Although Holeman played his guitar at private functions while keeping his day jobs, it wasn’t until folklorist Glen Hinson asked him to play at the Bicentennial Festival in Durham that his music career took off, though at first he wasn’t sure he was up to it. “He said there would be 500 or 5,000 people,” he says. “I told him, ‘I can’t face that many people. I’m not that good.’ He said to do the same thing that I do at my house or at a pig-picking, to do what I know. He just about begged me. I went out there, and everybody like to have a good time. It made me feel real good.”

 

Since then, he has been “just about all over – Thailand, Honolulu, Hong Kong, Indonesia, Singapore, Turkey, Canada and six weeks in Africa. I met B.B. King and Chuck Berry and played with Joe and Odell Thompson (from Mebane, N.C.) in Boston.” He also met Lighnin’ Hopkins, who originally recorded a song in Holeman’s repertoire, “Give Me Back My Wig (Let Your Doggone Head Go Bald).” Some of his overseas trips were sponsored by the U.S. State Department.
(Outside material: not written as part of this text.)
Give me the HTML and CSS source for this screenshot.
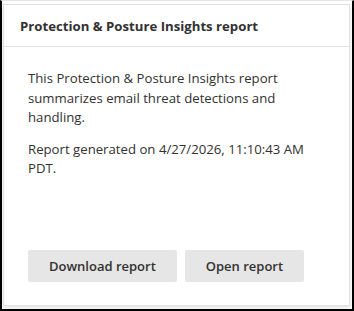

In addition to caring for his late wife, Janet, when she became ill for several years, he managed to keep a regular schedule of foreign and local gigs with partners such as harp player Billy Stevens and the late piano player Fris Holloway. More recently, he has recorded on the Music Maker label, backed by such artists as Taj Mahal and Cool John Ferguson. In 2008, Zeke Hutchins produced Holeman’s most recent CD, “You Got To Lose, You Can’t Win All The Time.”

 

When Holeman turned 80 in 2009, his many friends surprised him with a new electric guitar, which made his Piedmont blues sound as fresh as ever. Fellow MM artist Harvey Arnold, who has played bass and guitar with him, described the ease of Holeman’s style and sound.

 

“His playing and singing have that special feel like they’re pouring out as natural as breathing,” Arnold says. “He’s such a genuine bluesman that I want to touch him and hope it rubs off on me.”